Basic Principles of Insurance
What does the actuarial department do?
Calculates policy rates, reserves, and dividends.
What is the underwriting department?
Department responsible for reviewing,approving/declining applications, and assigning risk classifications
What is divisible surplus?
Earnings paid to policyowners as dividends after the insurance company sets aside funds required to cover reserves, operating expenses, and general business purposes.
What is a risk retention group?
Group-owned liability insurer that spreads product liability and other forms of comercial liability risks among members.
What is a stock insurance company?
Insurance company owned and controlled by stockholders whose investment in the company provides the safety margin necessary in the issuance of guaranteed, fixed premium, nonparticipating policies.
What is an Admitted Insurer?
Insurer authorized to conduct insurance business in a state.
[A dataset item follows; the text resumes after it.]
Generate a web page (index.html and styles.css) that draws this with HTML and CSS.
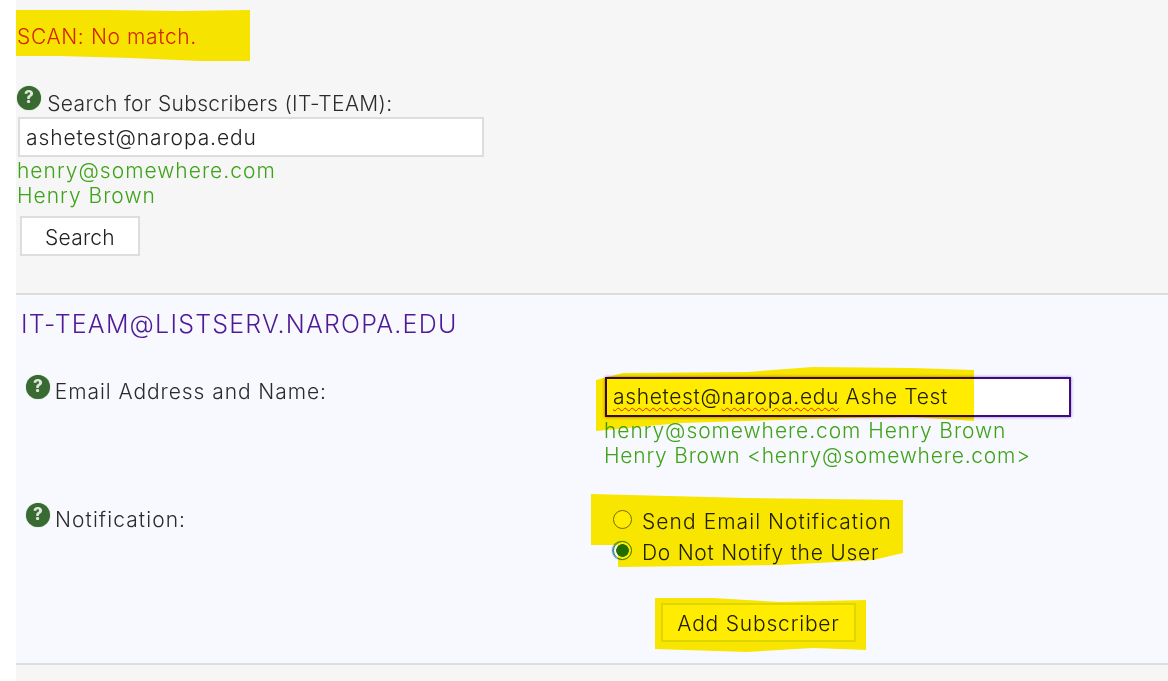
FILE: index.html
```html
<!DOCTYPE html>
<html lang="en">
<head>
<meta charset="utf-8">
<title>Subscribers</title>
<link rel="stylesheet" href="styles.css">
</head>
<body>
<main class="page">
  <section class="search">
    <p class="scan">SCAN: No match.</p>
    <div class="label label-search"><span class="help">?</span> Search for Subscribers (IT-TEAM):</div>
    <input class="field field-search" type="text" value="ashetest@naropa.edu" spellcheck="false">
    <div class="hints">henry@somewhere.com<br>Henry Brown</div>
    <button class="btn btn-search" type="button">Search</button>
  </section>
  <section class="list">
    <h2 class="title">IT-TEAM@LISTSERV.NAROPA.EDU</h2>
    <div class="form">
      <div class="label label-email"><span class="help">?</span> Email Address and Name:</div>
      <div class="cell">
        <div class="field field-focus"><span class="typo">ashetest</span>@<span class="typo">naropa.edu</span> Ashe Test</div>
        <div class="hints"><span class="hint-a">henry@somewhere.com Henry Brown</span><br><span class="hint-b">Henry Brown &lt;henry@somewhere.com&gt;</span></div>
      </div>
      <div class="label label-note"><span class="help">?</span> Notification:</div>
      <div class="cell cell-note">
        <label class="radio radio-send"><input type="radio" name="notify"><span class="radio-text">Send Email Notification</span></label>
        <label class="radio radio-none"><input type="radio" name="notify" checked><span class="radio-text">Do Not Notify the User</span></label>
        <button class="btn btn-add" type="button">Add Subscriber</button>
      </div>
    </div>
  </section>
</main>
<svg class="marker" viewBox="0 0 1168 681" aria-hidden="true">
  <polygon points="16,10 110,10 180,11 250,10 250,61 200,61 130,58 60,56 16,56"/>
  <polygon points="596,380 623,373 747,372 813,367 913,368 974,370 974,421 913,417 847,418 680,423 596,431"/>
  <polygon points="591,494 630,495 747,498 903,500 903,553 873,560 780,565 618,567 618,545 591,545"/>
  <polygon points="655,598 713,598 780,602 866,600 866,650 813,648 747,652 655,649"/>
</svg>
</body>
</html>
```
FILE: styles.css
```css
* { box-sizing: border-box; }
html, body { margin: 0; height: 681px; overflow: hidden; background: #fff; }
body {
  position: relative;
  font-family: Inter, "Open Sans", sans-serif;
  font-size: 21px;
  line-height: 25px;
  font-weight: 300;
  letter-spacing: 0.7px;
  color: #222;
}
.page { margin-left: 16px; height: 681px; background: #f6f6f6; }
.search { height: 295px; padding: 24px 0 0; border-bottom: 2px solid #ddd; }
.scan { margin: 0 0 40px 1px; color: #d4270f; letter-spacing: 0.63px; }
.label { color: #2b2b2b; }
.label-search { margin-left: 1px; height: 28px; padding-top: 2px; letter-spacing: 0.33px; }
.label-email { padding-top: 2px; letter-spacing: 0.93px; }
.label-email .help, .label-note .help { margin-right: -2px; vertical-align: 7px; }
.help {
  display: inline-flex;
  align-items: center;
  justify-content: center;
  width: 24px;
  height: 24px;
  margin-top: -12px;
  border-radius: 50%;
  background: #386a32;
  box-shadow: 0 0 1px #6d9468;
  color: #dfe7dc;
  font-size: 17px;
  font-weight: 800;
  letter-spacing: 0;
  line-height: 1;
  vertical-align: 8px;
}
.field {
  display: block;
  height: 40px;
  padding: 0 6px;
  border: 2px solid #ddd;
  background: #fff;
  color: #222;
  font: inherit;
  letter-spacing: inherit;
  line-height: 36px;
}
.field-search { width: 466px; margin-left: 2px; outline: none; letter-spacing: 0.9px; }
.hints { margin: 1px 0 0 1px; color: #3ea31a; letter-spacing: 1px; }
.btn {
  display: block;
  height: 40px;
  border: 2px solid #ddd;
  background: #fff;
  color: #222;
  font: inherit;
  letter-spacing: inherit;
  padding: 2px 0 0;
  text-align: center;
}
.btn-search { width: 120px; margin: 8px 0 0 4px; letter-spacing: 0.23px; }
.list { height: 370px; padding: 17px 0 0; background: #f8f9ff; border-bottom: 2px solid #ddd; }
.title {
  margin: 0 0 40px 5px;
  font-size: 25px;
  line-height: 25px;
  font-weight: 300;
  letter-spacing: 1.2px;
  color: #4f1a96;
}
.form { display: grid; grid-template-columns: 578px 1fr; padding-left: 10px; }
.field-focus {
  width: 466px;
  margin-left: 1px;
  border-color: #3d0a82;
  box-shadow: 0 0 3px rgba(80, 20, 150, 0.6);
  letter-spacing: 0.65px;
}
.typo { text-decoration: underline wavy #e8232a 1px; text-underline-offset: 3px; }
.list .hints { margin-left: 0; }
.hint-a { letter-spacing: 0.93px; }
.hint-b { letter-spacing: 0.78px; }
.label-note { margin-top: 39px; letter-spacing: 1.08px; }
.cell-note { margin-top: 36px; }
.radio { display: flex; align-items: center; gap: 10px; height: 31px; margin-left: 9px; color: #222; }
.radio-send { letter-spacing: 1.06px; }
.radio-none { letter-spacing: 0.73px; }
.radio-text { padding-top: 3px; }
.radio input {
  appearance: none;
  width: 19px;
  height: 19px;
  margin: 0;
  border: 1px solid #767676;
  border-radius: 50%;
  background: #fff;
}
.radio input:checked {
  border-color: #2f7d16;
  background: radial-gradient(circle, #23750f 0 6px, #fff 6.7px);
  box-shadow: -1px 0 1px #2f7df0;
}
.btn-add { width: 195px; height: 39px; margin: 37px 0 0 57px; letter-spacing: 0.8px; border-color: #dfe6cc; }
.marker {
  position: absolute;
  left: 0;
  top: 0;
  width: 1168px;
  height: 681px;
  mix-blend-mode: multiply;
  pointer-events: none;
}
.marker polygon { fill: #ffec00; }
```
What is a Captive Insurer?
Insurer established and owned by a parent firm for the purpose of insuring the parent firm's loss exposure
What is an Alien Insurer?
Insurer whose principal office and domiciled location is outside the country
What is a Foreign Insurer?
Insurer with its principal office in a different state from where it conducts business.
What is a Domestic Insurer?
Insurer with its principal or home office in a state where it is authorized
What is a Certificate of Authority?
License issued to an insurer by a department of insurance, which authorizes that company to conduct insurance business in that particular state
What are Fraternal Benefit Societies?
Nonprofit organizations providing insurance to members.
What is surplus lines insurance?
Nontraditional insurance for substandard or unusual risks that is not available through private or commercial carriers
What is the role of the claims department?
Process, investigate, and pay claims.
What is reinsurance?
Reinsurers accept portion of the risk underwritten by another insurer who has contracted for the entire coverage
What does a Broker do?
Represents themselves and the insured.
What are Industrial Insurers?
Specialized insurers providing policies with small face amounts and weekly premiums. also called home service or debit insurers
Who is the insured?
The customer receiving insurance protection under an insurance policy.
Who is the insurer?
The insurance company.
What is Lloyds of London?
A group of individuals and companies that underwrite unusual insurance.
What is a private (commercial) insurer?
A privately-owned insurance company that offer one or more insurance lines. NOT government owned.
What is a multi-line insurer?
An insurance company or independent agent that provides coverage for all insurance needs. "one stop shop"
What is a nonparticipating policy?
An insurance policy that does not allow policyowners to participate in dividends or elect the board of directors. typically issued by stock companies
What is a participating plan?
An insurance policy where policyowners share in the company's earnings through reciept of dividends and elect the board of directors.
What is a non-admitted insurer?
An insurer who has not received authorization to conduct insurance business in a state. "unauthorized insurer"
What is a reciprocal insurer?
An unincorporated organization where members insure one another.
What is a mutual insurance company?
characterized by having no capital stock, being owned by its policy owners, and usually issue participating insurance
What are self-insurers?
establishes a self-funded plan to cover potential losses instead of transferring the risk to an insurance company.
What is insurance?
The transfer of risk through the pooling or accumulation of funds.
What is a reinsurer?
a company that provides financial protection to insurance companies. Handle risks that are too large for insurance companies to handle alone & allow insurers to obtain more business than they would otherwise be able to.